Task goal: Go through the records and extract every line with the word "index".

• • • • •

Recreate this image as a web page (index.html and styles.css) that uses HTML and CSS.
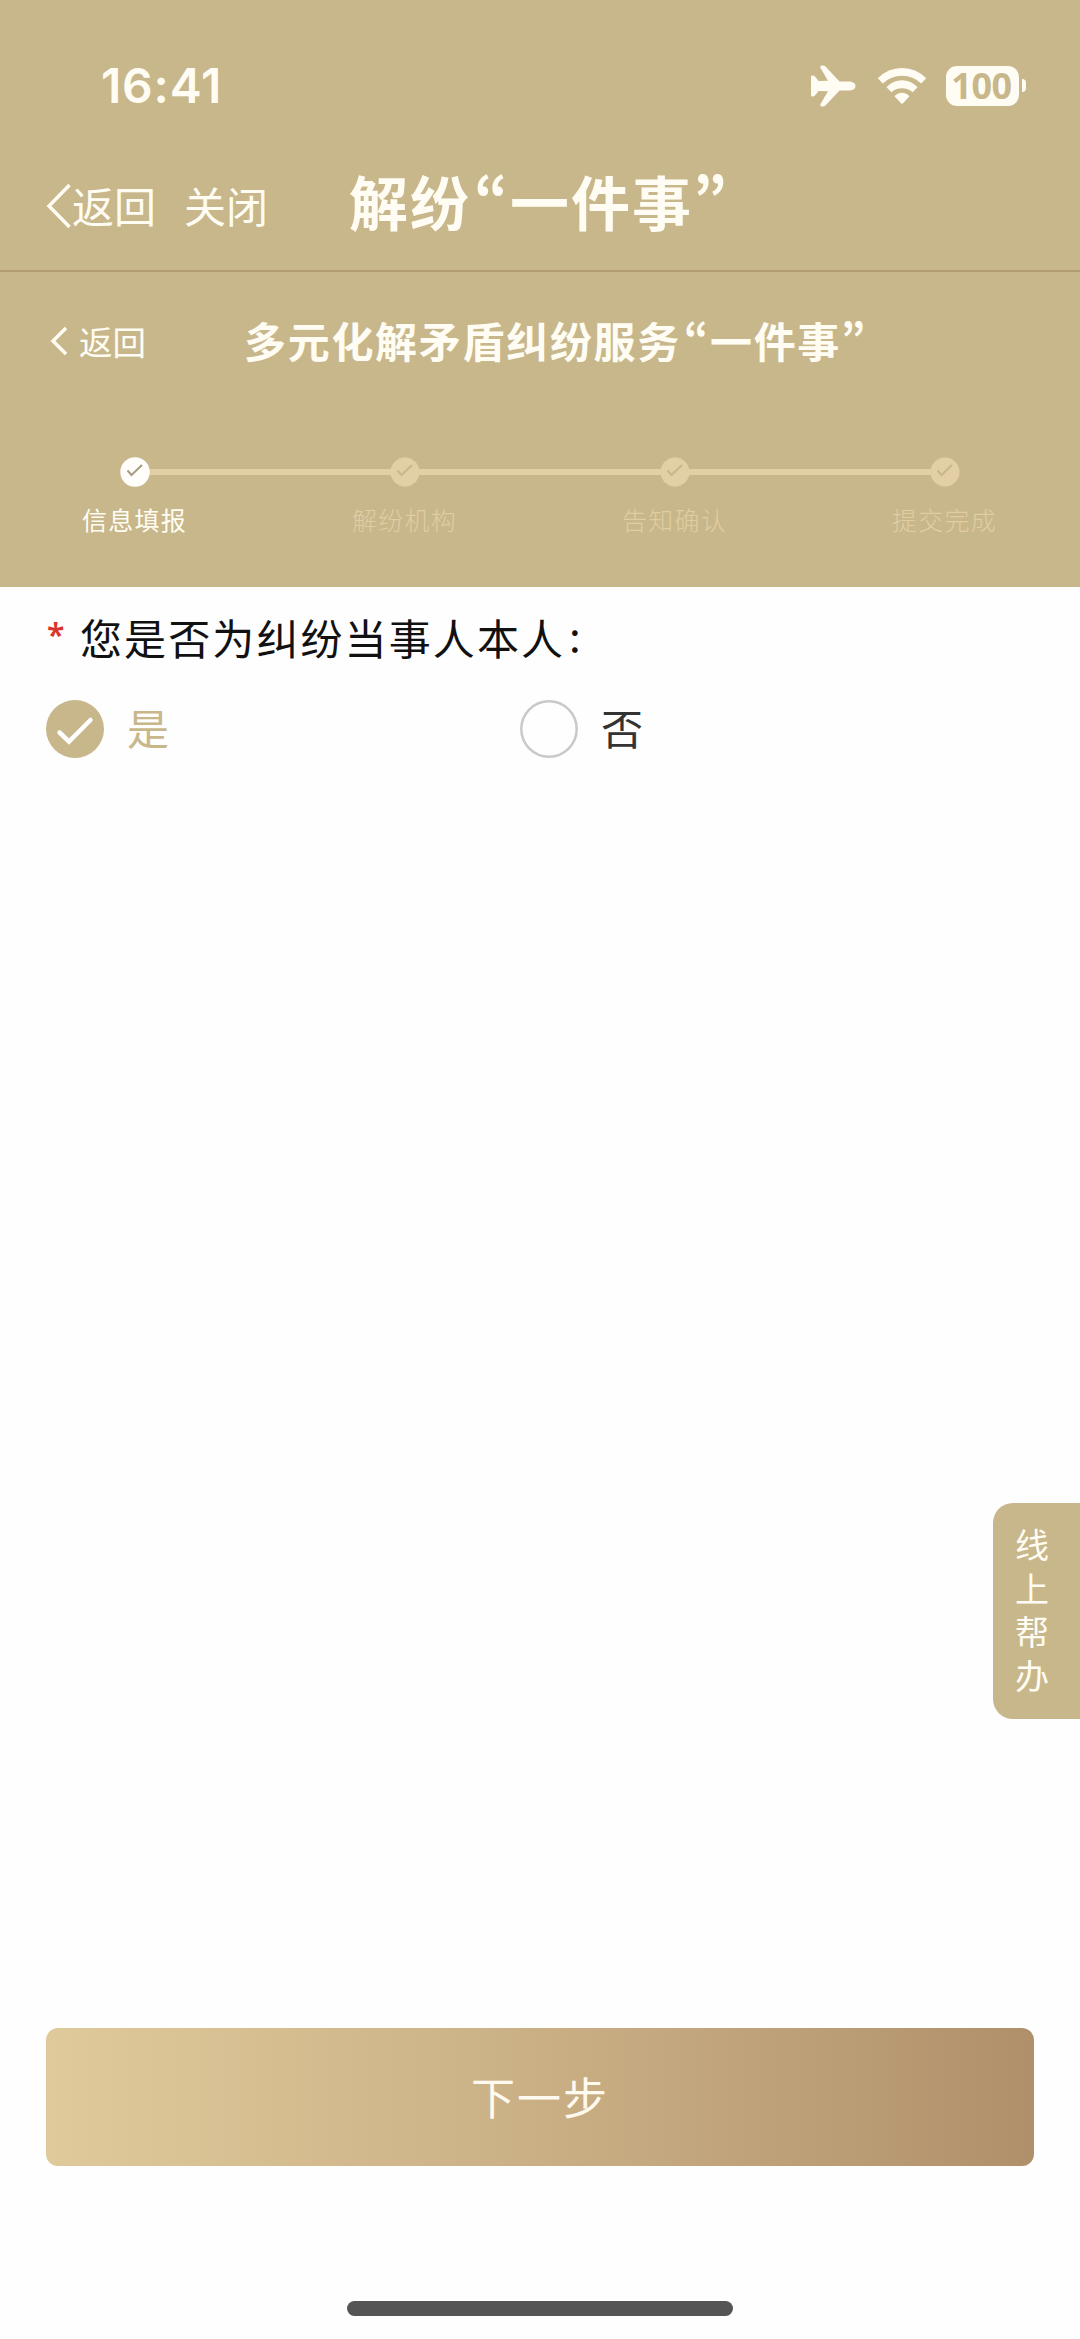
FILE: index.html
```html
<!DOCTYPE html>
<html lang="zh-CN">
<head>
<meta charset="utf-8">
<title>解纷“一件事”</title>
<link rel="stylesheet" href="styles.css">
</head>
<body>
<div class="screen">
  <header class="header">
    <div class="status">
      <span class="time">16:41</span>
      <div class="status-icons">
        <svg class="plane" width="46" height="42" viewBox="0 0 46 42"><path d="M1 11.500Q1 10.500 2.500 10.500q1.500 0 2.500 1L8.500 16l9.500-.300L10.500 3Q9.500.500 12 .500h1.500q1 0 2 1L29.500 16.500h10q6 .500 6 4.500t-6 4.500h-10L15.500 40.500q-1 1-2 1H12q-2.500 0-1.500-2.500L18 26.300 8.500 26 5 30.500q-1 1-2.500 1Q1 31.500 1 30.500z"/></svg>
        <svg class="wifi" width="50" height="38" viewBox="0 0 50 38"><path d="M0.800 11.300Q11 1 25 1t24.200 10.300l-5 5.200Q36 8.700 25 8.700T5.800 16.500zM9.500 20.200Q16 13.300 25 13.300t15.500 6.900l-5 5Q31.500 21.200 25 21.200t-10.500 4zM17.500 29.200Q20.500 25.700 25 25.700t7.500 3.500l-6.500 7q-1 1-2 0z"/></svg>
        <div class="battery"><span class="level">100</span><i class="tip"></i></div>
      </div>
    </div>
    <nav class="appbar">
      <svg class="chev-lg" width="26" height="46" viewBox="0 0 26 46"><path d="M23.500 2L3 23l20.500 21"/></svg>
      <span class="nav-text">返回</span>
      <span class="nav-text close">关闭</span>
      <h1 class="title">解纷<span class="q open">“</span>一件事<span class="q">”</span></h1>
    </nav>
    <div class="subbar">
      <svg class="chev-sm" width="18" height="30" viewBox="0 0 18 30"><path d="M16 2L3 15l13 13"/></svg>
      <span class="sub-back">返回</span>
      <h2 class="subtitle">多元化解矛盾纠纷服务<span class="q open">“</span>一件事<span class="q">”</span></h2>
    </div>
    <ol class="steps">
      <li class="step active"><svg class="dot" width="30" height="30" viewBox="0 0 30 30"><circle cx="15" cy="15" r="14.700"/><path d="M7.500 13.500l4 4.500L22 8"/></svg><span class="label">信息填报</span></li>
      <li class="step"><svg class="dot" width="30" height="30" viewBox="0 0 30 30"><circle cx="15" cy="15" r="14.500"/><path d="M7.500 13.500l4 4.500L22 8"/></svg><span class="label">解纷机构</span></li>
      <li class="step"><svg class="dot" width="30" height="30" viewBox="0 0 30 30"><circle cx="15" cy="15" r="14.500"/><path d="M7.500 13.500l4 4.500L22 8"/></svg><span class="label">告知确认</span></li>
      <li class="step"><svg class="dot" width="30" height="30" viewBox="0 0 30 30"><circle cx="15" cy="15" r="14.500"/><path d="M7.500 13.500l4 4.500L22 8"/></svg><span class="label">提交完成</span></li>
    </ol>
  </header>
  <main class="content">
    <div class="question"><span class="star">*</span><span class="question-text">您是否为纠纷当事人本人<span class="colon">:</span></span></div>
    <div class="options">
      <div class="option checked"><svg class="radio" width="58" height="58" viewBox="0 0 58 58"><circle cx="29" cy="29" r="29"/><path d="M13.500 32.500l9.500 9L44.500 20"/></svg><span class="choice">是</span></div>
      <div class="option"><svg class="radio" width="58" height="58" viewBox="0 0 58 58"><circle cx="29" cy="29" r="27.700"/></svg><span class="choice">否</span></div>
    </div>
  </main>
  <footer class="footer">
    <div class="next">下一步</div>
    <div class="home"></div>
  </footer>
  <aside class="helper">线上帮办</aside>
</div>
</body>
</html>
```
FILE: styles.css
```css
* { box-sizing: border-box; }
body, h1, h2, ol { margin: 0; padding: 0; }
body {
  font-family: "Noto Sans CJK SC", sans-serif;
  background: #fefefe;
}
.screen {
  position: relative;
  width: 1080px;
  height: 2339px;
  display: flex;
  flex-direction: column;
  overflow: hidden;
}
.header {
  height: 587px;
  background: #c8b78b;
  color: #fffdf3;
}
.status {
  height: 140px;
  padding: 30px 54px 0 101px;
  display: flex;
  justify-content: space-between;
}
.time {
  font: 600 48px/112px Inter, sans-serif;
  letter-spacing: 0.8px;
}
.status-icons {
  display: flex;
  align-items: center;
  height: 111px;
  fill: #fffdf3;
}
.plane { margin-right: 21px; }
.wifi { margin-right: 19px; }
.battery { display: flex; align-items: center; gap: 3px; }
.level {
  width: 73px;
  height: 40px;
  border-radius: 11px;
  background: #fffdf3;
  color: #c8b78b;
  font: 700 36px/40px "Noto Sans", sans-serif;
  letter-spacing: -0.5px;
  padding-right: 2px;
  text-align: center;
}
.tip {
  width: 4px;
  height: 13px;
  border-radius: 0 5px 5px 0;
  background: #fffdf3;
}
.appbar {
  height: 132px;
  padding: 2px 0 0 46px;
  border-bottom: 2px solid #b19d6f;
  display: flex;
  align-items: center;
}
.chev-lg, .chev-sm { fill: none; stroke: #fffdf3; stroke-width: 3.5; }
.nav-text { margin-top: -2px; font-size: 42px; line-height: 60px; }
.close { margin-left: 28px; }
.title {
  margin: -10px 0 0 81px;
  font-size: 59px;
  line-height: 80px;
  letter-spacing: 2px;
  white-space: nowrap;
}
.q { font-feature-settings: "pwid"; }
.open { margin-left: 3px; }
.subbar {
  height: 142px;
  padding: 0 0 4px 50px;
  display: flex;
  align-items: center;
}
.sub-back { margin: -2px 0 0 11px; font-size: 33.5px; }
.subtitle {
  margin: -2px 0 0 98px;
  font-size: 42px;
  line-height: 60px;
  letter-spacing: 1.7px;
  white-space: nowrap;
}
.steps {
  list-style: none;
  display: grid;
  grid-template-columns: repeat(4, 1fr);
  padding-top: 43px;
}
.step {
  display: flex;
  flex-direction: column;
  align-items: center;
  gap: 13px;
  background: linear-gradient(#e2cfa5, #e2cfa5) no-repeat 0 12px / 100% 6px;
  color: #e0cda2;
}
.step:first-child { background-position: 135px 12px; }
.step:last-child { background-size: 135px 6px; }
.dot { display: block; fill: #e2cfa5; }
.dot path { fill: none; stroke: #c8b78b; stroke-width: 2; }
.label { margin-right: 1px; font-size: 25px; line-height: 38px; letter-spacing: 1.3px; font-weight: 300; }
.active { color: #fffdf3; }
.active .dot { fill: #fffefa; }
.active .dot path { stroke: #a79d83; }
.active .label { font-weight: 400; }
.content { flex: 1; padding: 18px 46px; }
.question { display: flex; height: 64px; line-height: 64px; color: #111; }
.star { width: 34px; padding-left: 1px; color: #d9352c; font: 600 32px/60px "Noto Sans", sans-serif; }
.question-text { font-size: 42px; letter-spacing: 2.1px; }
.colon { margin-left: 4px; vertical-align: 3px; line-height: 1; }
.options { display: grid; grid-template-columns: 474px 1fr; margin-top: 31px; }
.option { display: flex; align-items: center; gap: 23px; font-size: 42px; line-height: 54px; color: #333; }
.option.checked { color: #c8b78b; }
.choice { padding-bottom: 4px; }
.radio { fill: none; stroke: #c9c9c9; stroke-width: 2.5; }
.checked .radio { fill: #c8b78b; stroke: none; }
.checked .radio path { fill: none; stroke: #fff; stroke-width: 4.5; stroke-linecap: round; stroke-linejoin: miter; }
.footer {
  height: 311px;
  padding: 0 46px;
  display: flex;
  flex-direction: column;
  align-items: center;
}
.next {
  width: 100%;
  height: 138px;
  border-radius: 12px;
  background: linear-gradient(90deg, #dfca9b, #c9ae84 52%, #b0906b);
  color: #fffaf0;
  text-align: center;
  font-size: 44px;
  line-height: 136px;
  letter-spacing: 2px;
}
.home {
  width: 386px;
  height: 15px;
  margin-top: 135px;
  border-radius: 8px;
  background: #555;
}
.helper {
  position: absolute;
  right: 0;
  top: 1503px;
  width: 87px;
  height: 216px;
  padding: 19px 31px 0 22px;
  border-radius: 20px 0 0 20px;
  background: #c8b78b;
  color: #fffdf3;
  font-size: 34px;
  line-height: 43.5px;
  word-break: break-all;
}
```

• • • • •

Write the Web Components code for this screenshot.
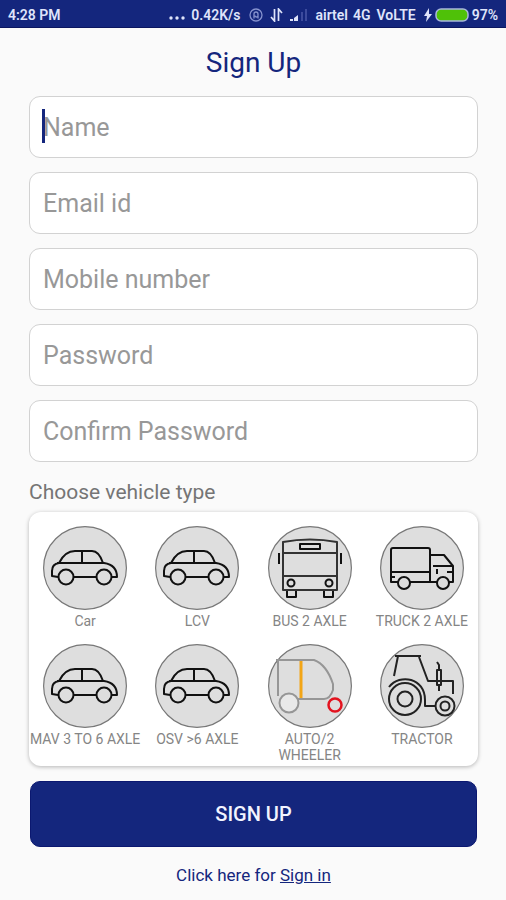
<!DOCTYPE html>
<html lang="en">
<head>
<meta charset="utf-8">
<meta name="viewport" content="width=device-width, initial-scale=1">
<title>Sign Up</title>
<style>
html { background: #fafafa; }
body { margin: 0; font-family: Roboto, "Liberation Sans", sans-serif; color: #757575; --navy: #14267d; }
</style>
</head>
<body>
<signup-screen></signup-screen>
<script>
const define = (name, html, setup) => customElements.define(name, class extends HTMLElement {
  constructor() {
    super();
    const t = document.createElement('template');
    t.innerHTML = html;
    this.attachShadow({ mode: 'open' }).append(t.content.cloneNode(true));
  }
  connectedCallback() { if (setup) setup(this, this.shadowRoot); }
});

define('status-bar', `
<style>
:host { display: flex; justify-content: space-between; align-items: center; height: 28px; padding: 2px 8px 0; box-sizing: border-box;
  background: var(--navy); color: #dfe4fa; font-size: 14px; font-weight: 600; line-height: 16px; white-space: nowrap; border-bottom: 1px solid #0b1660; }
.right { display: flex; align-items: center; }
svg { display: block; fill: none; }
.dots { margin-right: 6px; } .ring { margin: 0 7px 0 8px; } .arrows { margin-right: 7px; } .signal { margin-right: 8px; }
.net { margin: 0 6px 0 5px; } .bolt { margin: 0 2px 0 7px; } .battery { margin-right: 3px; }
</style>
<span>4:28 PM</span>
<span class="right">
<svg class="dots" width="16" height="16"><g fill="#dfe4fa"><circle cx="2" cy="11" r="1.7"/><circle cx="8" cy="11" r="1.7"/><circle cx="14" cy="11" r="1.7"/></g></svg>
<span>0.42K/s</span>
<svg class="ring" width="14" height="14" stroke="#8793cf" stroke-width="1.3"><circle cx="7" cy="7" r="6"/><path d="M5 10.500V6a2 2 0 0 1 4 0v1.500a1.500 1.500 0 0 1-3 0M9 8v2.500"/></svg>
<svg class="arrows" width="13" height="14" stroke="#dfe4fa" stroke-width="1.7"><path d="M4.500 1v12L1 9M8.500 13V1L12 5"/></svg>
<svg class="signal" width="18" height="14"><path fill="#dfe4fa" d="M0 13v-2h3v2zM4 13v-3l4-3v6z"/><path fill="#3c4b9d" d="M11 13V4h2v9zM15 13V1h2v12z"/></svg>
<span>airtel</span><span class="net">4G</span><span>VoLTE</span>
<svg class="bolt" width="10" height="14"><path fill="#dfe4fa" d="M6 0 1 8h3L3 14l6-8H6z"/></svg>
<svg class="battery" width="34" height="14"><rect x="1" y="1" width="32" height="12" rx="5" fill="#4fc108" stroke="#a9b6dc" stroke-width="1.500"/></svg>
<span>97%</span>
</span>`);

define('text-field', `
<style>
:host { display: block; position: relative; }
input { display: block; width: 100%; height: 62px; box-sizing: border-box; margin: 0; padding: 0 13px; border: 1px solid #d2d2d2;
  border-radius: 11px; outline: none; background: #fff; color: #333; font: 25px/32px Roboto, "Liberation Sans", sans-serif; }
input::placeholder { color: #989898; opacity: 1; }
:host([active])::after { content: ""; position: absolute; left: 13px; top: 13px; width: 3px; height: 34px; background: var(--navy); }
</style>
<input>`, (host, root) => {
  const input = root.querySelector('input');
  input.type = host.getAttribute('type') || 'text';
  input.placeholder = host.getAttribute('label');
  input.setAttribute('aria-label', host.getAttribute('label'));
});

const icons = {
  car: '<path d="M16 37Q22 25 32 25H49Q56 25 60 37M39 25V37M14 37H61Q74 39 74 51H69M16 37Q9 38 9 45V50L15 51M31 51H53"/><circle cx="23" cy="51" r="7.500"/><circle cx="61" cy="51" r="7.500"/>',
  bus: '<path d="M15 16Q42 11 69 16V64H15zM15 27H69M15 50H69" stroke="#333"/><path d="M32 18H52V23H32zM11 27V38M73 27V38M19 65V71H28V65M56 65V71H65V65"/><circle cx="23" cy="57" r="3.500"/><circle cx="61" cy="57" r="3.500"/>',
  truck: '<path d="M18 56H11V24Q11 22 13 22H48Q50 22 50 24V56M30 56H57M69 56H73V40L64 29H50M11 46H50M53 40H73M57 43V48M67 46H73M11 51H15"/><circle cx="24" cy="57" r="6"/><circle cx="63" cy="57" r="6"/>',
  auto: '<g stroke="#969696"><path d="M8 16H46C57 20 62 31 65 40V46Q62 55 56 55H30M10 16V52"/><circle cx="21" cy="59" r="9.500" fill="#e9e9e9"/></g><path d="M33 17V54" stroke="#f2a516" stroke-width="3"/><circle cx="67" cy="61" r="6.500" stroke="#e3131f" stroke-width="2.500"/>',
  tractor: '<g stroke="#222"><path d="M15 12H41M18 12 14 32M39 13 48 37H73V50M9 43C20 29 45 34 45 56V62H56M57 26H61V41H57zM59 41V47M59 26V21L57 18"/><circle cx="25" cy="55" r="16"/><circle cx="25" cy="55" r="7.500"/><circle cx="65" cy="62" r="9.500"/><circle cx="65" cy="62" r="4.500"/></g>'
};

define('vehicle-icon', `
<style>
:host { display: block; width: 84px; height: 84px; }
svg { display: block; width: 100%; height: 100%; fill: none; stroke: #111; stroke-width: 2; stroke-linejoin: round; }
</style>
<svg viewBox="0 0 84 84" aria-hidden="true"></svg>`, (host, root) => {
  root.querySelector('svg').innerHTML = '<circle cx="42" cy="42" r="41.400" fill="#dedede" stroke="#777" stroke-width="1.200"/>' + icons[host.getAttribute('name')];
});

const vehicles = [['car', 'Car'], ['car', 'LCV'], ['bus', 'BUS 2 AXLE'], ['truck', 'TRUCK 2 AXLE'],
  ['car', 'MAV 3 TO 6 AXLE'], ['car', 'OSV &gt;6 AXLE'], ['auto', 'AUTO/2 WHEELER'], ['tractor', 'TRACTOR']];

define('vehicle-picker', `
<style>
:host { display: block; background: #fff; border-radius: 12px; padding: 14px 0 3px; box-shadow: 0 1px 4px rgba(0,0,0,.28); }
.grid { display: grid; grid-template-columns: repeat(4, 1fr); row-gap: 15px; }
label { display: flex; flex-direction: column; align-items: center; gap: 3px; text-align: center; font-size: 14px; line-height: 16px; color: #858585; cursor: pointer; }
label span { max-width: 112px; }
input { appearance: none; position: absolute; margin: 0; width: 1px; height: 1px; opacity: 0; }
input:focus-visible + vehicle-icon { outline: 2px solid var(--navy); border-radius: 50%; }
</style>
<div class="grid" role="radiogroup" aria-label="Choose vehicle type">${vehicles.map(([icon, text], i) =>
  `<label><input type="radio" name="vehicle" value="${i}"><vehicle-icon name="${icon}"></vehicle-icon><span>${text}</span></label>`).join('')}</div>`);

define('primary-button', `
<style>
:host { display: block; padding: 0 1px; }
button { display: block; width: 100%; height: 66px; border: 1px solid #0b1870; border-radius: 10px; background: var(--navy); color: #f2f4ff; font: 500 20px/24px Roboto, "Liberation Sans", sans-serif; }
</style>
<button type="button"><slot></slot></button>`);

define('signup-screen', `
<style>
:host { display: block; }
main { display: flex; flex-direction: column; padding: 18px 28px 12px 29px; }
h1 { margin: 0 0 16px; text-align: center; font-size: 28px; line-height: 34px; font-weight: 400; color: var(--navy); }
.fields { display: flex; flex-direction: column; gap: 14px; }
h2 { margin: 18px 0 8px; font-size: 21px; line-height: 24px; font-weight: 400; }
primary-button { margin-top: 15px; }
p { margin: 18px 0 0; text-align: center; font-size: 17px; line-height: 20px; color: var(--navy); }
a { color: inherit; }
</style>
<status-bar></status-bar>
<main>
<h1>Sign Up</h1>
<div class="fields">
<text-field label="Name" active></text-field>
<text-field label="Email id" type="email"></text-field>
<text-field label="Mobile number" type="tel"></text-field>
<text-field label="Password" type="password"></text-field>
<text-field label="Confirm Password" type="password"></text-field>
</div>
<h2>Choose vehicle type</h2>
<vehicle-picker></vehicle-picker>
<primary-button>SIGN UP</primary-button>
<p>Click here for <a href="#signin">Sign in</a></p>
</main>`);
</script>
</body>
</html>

• • • • •

Worked answer:
Recreate this image as a web page (index.html and styles.css) that uses HTML and CSS.
FILE: index.html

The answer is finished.